India’s transition towards a carbon market represents a crucial step in addressing climate change. Discuss the potential challenges and strategies needed for the successful implementation of such a market in the context of India’s development priorities? [150 words]

  • Introduction:
    • Briefly explain what a carbon market is and its purpose.
    • Mention India’s climate change commitments, including its Nationally Determined Contributions (NDCs) under the Paris Agreement.
  • Significance of Establishing a Carbon Market:
    • Highlight how a carbon market can help India achieve its emission reduction targets.
    • Discuss the potential for stimulating innovation and investment in low-carbon technologies.

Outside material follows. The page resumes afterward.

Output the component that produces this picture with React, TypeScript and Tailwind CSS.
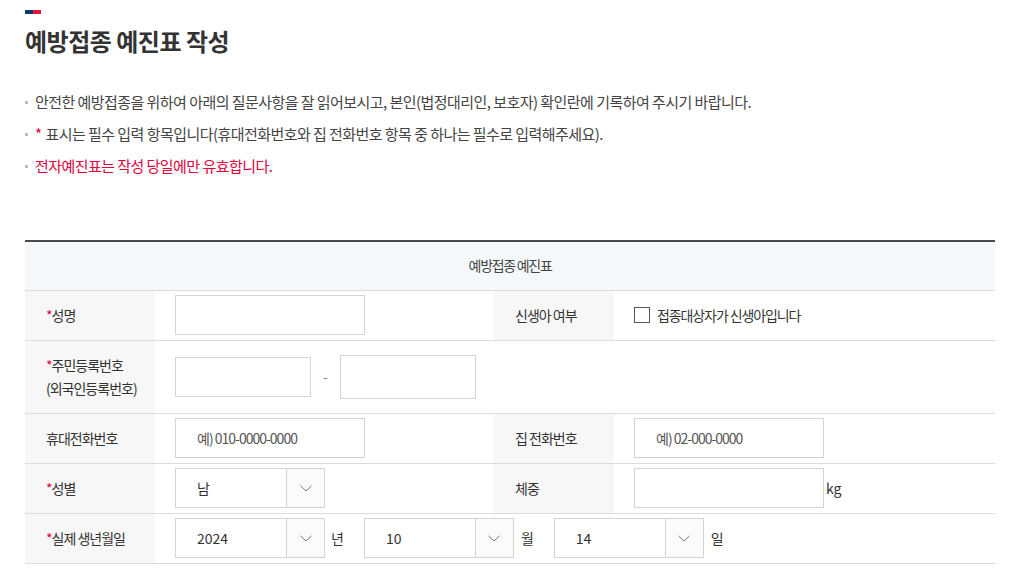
const font = { fontFamily: '"Noto Sans CJK KR", "Noto Sans", sans-serif' }

function Star() {
    return <span className="text-[#e4003a]">*</span>
}

function Chevron() {
    return (
        <svg width="12" height="7" viewBox="0 0 12 7" fill="none">
            <polyline points="0.5,0.8 6,6 11.5,0.8" stroke="#7a7a7a" strokeWidth="1" />
        </svg>
    )
}

function Select({ value }: { value: string }) {
    return (
        <div className="flex h-[40px] w-[150px] border border-[#d3d3d8] bg-white">
            <div className="flex flex-1 items-center pl-[21px] text-[14px] text-[#333]">{value}</div>
            <div className="flex w-[38px] items-center justify-center border-l border-[#d3d3d8] bg-[#fafbfd]">
                <Chevron />
            </div>
        </div>
    )
}

function Input({ w, h = 40, placeholder }: { w: number; h?: number; placeholder?: string }) {
    return (
        <input
            className="border border-[#d3d3d8] bg-white pl-[21px] text-[14px] tracking-[-1px] text-[#333] outline-none placeholder:text-[#555]"
            style={{ width: w, height: h }}
            placeholder={placeholder}
        />
    )
}

export default function App() {
    const label = "bg-[#f7f7f7] pl-[21px] text-left align-middle text-[14px] font-normal tracking-[-1px] text-[#333]"
    const cell = "px-[20px] align-middle"
    return (
        <main className="min-h-screen bg-white pl-[25px] pr-[22px] pt-[10px]" style={font}>
            <div className="flex h-[4px] w-[16px]">
                <span className="w-[8px] bg-[#0f3a6e]" />
                <span className="w-[8px] bg-[#e4173a]" />
            </div>
            <h1 className="mt-[11px] text-[24px] font-bold leading-[32px] tracking-[-0.5px] text-[#333]">
                예방접종 예진표 작성
            </h1>

            <ul className="mt-[34px] flex flex-col gap-[10px] text-[15px] leading-[22px] tracking-[-0.55px] text-[#444]">
                <li className="flex items-center">
                    <span className="mr-[7px] h-[3px] w-[3px] bg-[#bbb]" />
                    안전한 예방접종을 위하여 아래의 질문사항을 잘 읽어보시고, 본인(법정대리인, 보호자) 확인란에 기록하여 주시기 바랍니다.
                </li>
                <li className="flex items-center">
                    <span className="mr-[7px] h-[3px] w-[3px] bg-[#bbb]" />
                    <span className="mr-[4px] text-[#e4003a]">*</span>
                    표시는 필수 입력 항목입니다(휴대전화번호와 집 전화번호 항목 중 하나는 필수로 입력해주세요).
                </li>
                <li className="flex items-center text-[#e4003a]">
                    <span className="mr-[7px] h-[3px] w-[3px] bg-[#bbb]" />
                    전자예진표는 작성 당일에만 유효합니다.
                </li>
            </ul>

            <table className="mt-[63px] w-[970px] table-fixed border-collapse border-t-2 border-[#4a4a4a]">
                <colgroup>
                    <col className="w-[130px]" />
                    <col className="w-[339px]" />
                    <col className="w-[120px]" />
                    <col className="w-[381px]" />
                </colgroup>
                <tbody>
                    <tr className="h-[49px] border-b border-[#dcdcdc] bg-[#f6f9fc]">
                        <th colSpan={4} className="text-center text-[14px] font-normal tracking-[-1.3px] text-[#444]">
                            예방접종 예진표
                        </th>
                    </tr>
                    <tr className="h-[50px] border-b border-[#dcdcdc]">
                        <th className={label}><Star />성명</th>
                        <td className={cell}><Input w={190} /></td>
                        <th className={label}>신생아 여부</th>
                        <td className={cell}>
                            <label className="flex items-center gap-[7px] text-[14px] tracking-[-1.1px] text-[#333]">
                                <span className="h-[16px] w-[16px] border border-[#555] bg-white" />
                                접종대상자가 신생아입니다
                            </label>
                        </td>
                    </tr>
                    <tr className="h-[73px] border-b border-[#dcdcdc]">
                        <th className={`${label} leading-[23px]`}>
                            <Star />주민등록번호
                            <br />
                            (외국인등록번호)
                        </th>
                        <td colSpan={3} className={cell}>
                            <div className="flex items-center">
                                <Input w={136} />
                                <span className="mx-[12px] text-[14px] text-[#888]">-</span>
                                <Input w={136} h={44} />
                            </div>
                        </td>
                    </tr>
                    <tr className="h-[50px] border-b border-[#dcdcdc]">
                        <th className={label}>휴대전화번호</th>
                        <td className={cell}><Input w={190} placeholder="예) 010-0000-0000" /></td>
                        <th className={label}>집 전화번호</th>
                        <td className={cell}><Input w={190} placeholder="예) 02-000-0000" /></td>
                    </tr>
                    <tr className="h-[50px] border-b border-[#dcdcdc]">
                        <th className={label}><Star />성별</th>
                        <td className={cell}><Select value="남" /></td>
                        <th className={label}>체중</th>
                        <td className={cell}>
                            <div className="flex items-center gap-[2px] text-[14px] text-[#333]">
                                <Input w={190} />
                                <span>kg</span>
                            </div>
                        </td>
                    </tr>
                    <tr className="h-[50px] border-b border-[#dcdcdc]">
                        <th className={label}><Star />실제 생년월일</th>
                        <td colSpan={3} className={cell}>
                            <div className="flex items-center text-[14px] text-[#333]">
                                <Select value="2024" />
                                <span className="ml-[6px] mr-[20px]">년</span>
                                <Select value="10" />
                                <span className="ml-[7px] mr-[20px]">월</span>
                                <Select value="14" />
                                <span className="ml-[7px]">일</span>
                            </div>
                        </td>
                    </tr>
                </tbody>
            </table>
        </main>
    )
}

    • Explain how it can align with India’s economic growth by promoting sustainable industrial practices.
  • Challenges in Implementing a Carbon Market in India:
    • Discuss the diverse industrial landscape and the difficulty in setting uniform standards.
    • Mention regulatory and compliance issues, including the need for robust monitoring and enforcement mechanisms.
    • Highlight the lack of data and monitoring infrastructure, which is crucial for accurate emissions tracking.
    • Discuss the need to balance economic growth and emission reductions, considering India’s development priorities.
  • Measures to Address Challenges:
    • Propose a phased approach to implementation, starting with voluntary participation.
    • Emphasize the importance of strengthening institutional capacity and regulatory frameworks.
    • Suggest public-private partnerships to facilitate technological and financial support.
    • Recommend ensuring inclusivity and equity by supporting small and medium enterprises (SMEs) and vulnerable communities.
    • Highlight the need for international collaboration to learn from global best practices and enhance capacity.
  • Conclusion:
    • Summarize the importance of a carbon market for India’s climate and economic objectives.
    • Reinforce the need for a balanced approach that addresses challenges while leveraging opportunities for sustainable growth.